On November 13th, 2022, I was taken to the ER by my mom, who assumed I was just dehydrated from vomiting. I was battling pneumonia once again, as I had been for the last few months on and off. I was given antibiotics just 3 days prior, but I could not keep them down. Once there, they had a hard time getting my vitals, starting an IV, and getting urine as I hadn’t urinated in nearly 24 hours. They did some bloodwork and found a WBC of 64k, my kidneys and liver were failing.
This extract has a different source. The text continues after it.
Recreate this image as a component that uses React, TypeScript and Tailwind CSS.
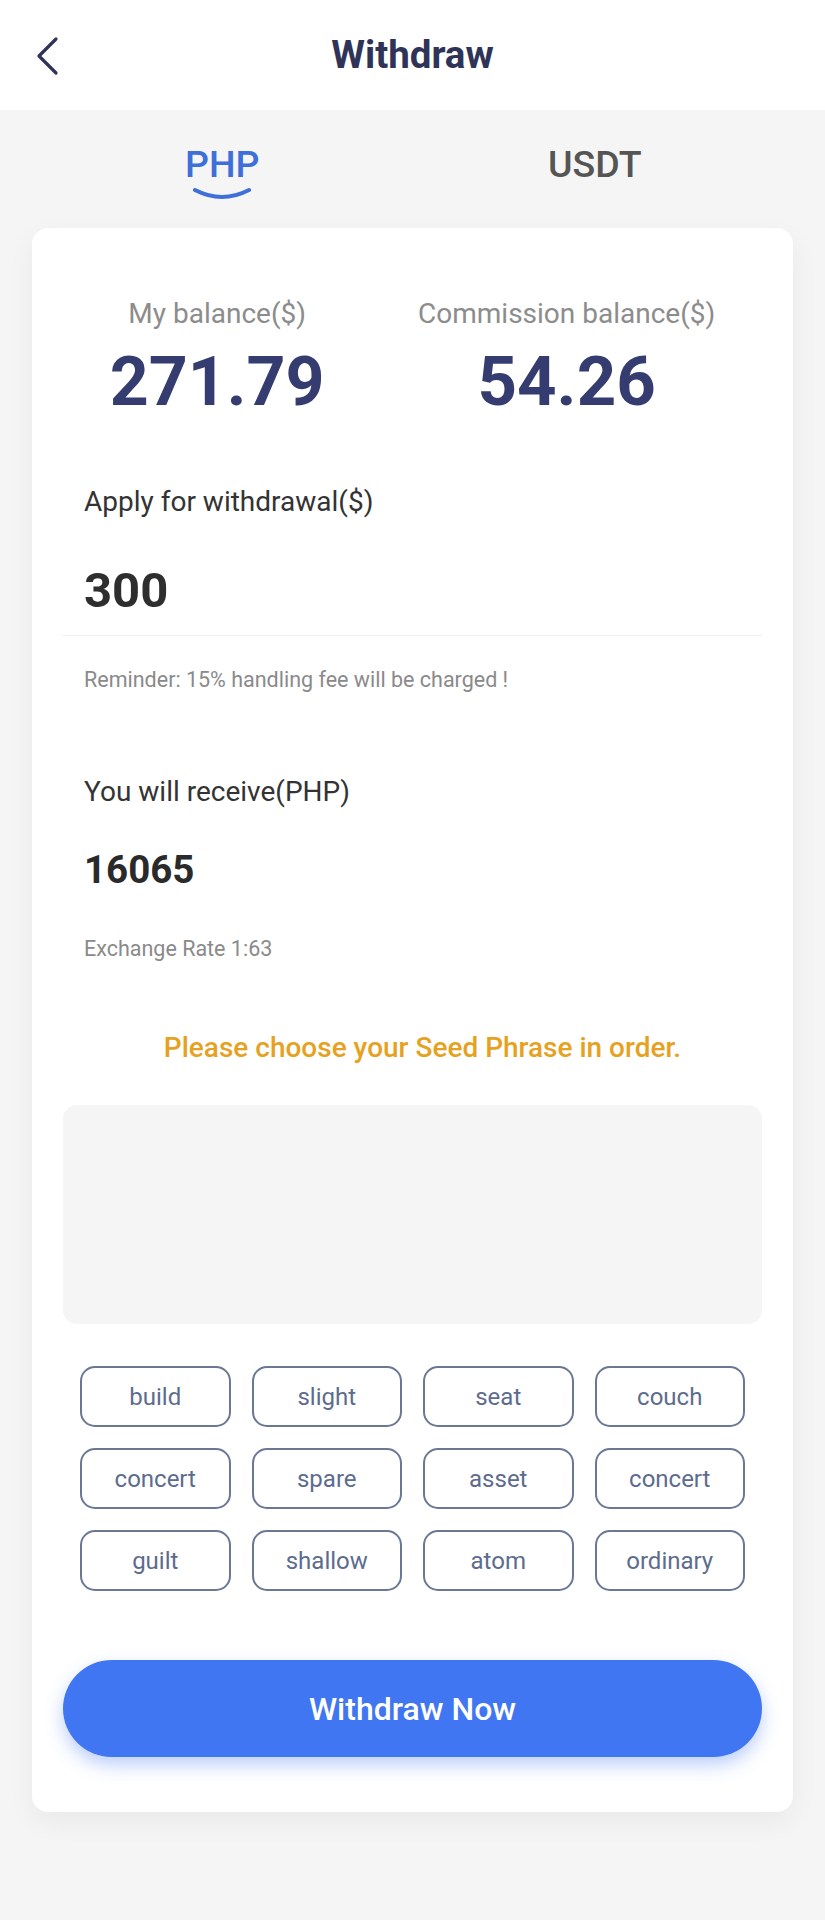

From there, I was transported to a larger hospital, where I was promptly intubated and suffered cardiac arrest soon thereafter. They then found an infection in the lining of my heart, so they placed a tube to drain it. Once tested, it came back as strep. It was then found out that I had pneumonia, mono, strep, disseminated histoplasmosis, and 6 broken ribs. (Sepsis and Pneumonia, Sepsis and Septic Shock) This made it impossible for my medical team to figure out how I got sepsis that lead to septic shock. While I was in my medically-induced coma, my family would be told that it was highly likely that I would not survive despite the aggressive treatment I was receiving.

I was then transferred to another, much larger, hospital to continue my care. I stayed on the ventilator for 5 more days, before finally being extubated, spending 10 days in total intubated. I woke up with delirium, not able to move, and I could barely talk, or see. I had several tubes draining infections from my lungs and heart lining. I remember how helpless I felt laying in that bed being unable to move and being told my organs were failing. I remember tearfully telling my nurse I had at the time to promise me she would never give up on me. I still vividly remember her eyes as she looked back at me, holding my hand, as she promised to never, ever give up on me.

I would spend a little over a month at that hospital, including Christmas. I went from the ICU, to the step-down unit, back to the ICU, then back to the step-down unit. They would remove some chest tubes, and then they would put them back, and remove them again. I continued doing dialysis every other day, for 3-4 hour sessions. During one of these sessions, about a month after initially presenting to the ER, I finally urinated. That moment made me feel like I was going to be okay, for the first time since all this had started.

Once I got well enough, I was transferred to another hospital for inpatient rehab. Here, I would relearn to walk, take care of myself, and perform daily tasks as the “new” me. It only took a week and a half for me to go from a 2-person assist to walking on my own. They told me that I progressed faster than they thought I was going to, but I believe I knew the finish line was close, and I just wanted to go home. In total, I spent 54 days in the hospital dealing with septic shock from an unknown cause. After being discharged, I was referred to a podiatrist who would remove 9 of my toes because they had developed gangrene as a result of the septic shock. (Sepsis and Amputations)

Prior to presenting to the ER, I had never heard of sepsis or septic shock before. I believe I did have sepsis at my last doctors appointment on November 10th, 2022, I just didn’t know the signs at the time, so I didn’t mention it to my doctor. Now, I feel like it’s important to educate people on the signs of sepsis because I do not want anyone to ever have to go through what I did.

I have experienced several post-sepsis syndrome symptoms. I was dealing with hair loss while in the hospital, and continued to after being discharged. I had bald spots in places where I once had thick, wavy hair. I’ve also experienced brain fog. It’s almost felt like I couldn’t think at times, though, this has gotten much better as time has gone on. I still struggle with finding the right words, and with often times I’ll say something when I mean something else and I won’t notice. I have also experienced some fatigue, I frequently struggle to find the energy or motivation to do the things I used to do.

It’s been a difficult long road, but I’ve nearly made it to the other side. I have been blessed with very supportive family and friends, and I truly don’t think I would have stayed so strong without them. Even now, almost six months later, I still have them to fall back on when times get tough. I have plans to get into healthcare, due in part to my experience with septic shock. I’m planning on becoming a physical therapist to help people, who find themselves in positions like mine, relearn to be themselves again.